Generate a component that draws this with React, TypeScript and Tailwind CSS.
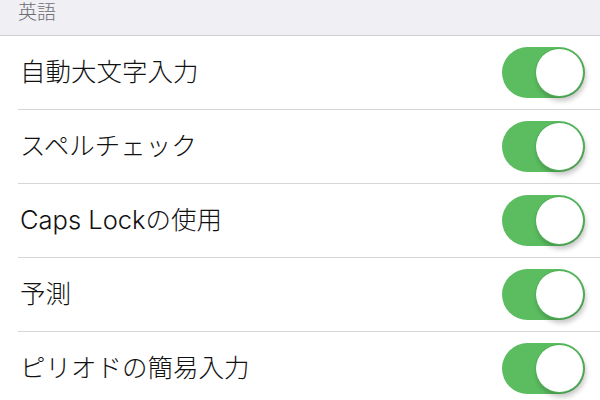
const rows = [
  "自動大文字入力",
  "スペルチェック",
  "Caps Lockの使用",
  "予測",
  "ピリオドの簡易入力",
];

function Toggle() {
  return (
    <div className="relative h-[51px] w-[83px] shrink-0 rounded-full bg-[#5cbd60]">
      <div className="absolute right-[1px] top-[1px] h-[49px] w-[49px] rounded-full border-[1.5px] border-[#45ab4c] bg-white shadow-[2px_4px_5px_rgba(0,0,0,0.22)]" />
    </div>
  );
}

export default function App() {
  return (
    <div
      className="h-[400px] w-[600px] overflow-hidden bg-white"
      style={{ fontFamily: 'Inter, "Noto Sans CJK JP", sans-serif' }}
    >
      <div className="flex h-[36px] items-start border-b border-[#cfced3] bg-[#efeff4] pl-[18px] pt-[1px]">
        <span className="text-[19px] font-light leading-[24px] text-[#6d6d72]">英語</span>
      </div>
      {rows.map((label) => (
        <div key={label} className="pl-[18px]">
          <div className="flex h-[74px] items-center justify-between border-b border-[#d6d5da] pr-[15px]">
            <span className="pl-[2px] text-[25.5px] font-light text-[#111]">{label}</span>
            <Toggle />
          </div>
        </div>
      ))}
    </div>
  );
}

_ _ _ _

Written task:
Copy out the listing exactly as it stands, but not the pictures.

Exercise solution:
Generate a component that draws this with React, TypeScript and Tailwind CSS.
const rows = [
  "自動大文字入力",
  "スペルチェック",
  "Caps Lockの使用",
  "予測",
  "ピリオドの簡易入力",
];

function Toggle() {
  return (
    <div className="relative h-[51px] w-[83px] shrink-0 rounded-full bg-[#5cbd60]">
      <div className="absolute right-[1px] top-[1px] h-[49px] w-[49px] rounded-full border-[1.5px] border-[#45ab4c] bg-white shadow-[2px_4px_5px_rgba(0,0,0,0.22)]" />
    </div>
  );
}

export default function App() {
  return (
    <div
      className="h-[400px] w-[600px] overflow-hidden bg-white"
      style={{ fontFamily: 'Inter, "Noto Sans CJK JP", sans-serif' }}
    >
      <div className="flex h-[36px] items-start border-b border-[#cfced3] bg-[#efeff4] pl-[18px] pt-[1px]">
        <span className="text-[19px] font-light leading-[24px] text-[#6d6d72]">英語</span>
      </div>
      {rows.map((label) => (
        <div key={label} className="pl-[18px]">
          <div className="flex h-[74px] items-center justify-between border-b border-[#d6d5da] pr-[15px]">
            <span className="pl-[2px] text-[25.5px] font-light text-[#111]">{label}</span>
            <Toggle />
          </div>
        </div>
      ))}
    </div>
  );
}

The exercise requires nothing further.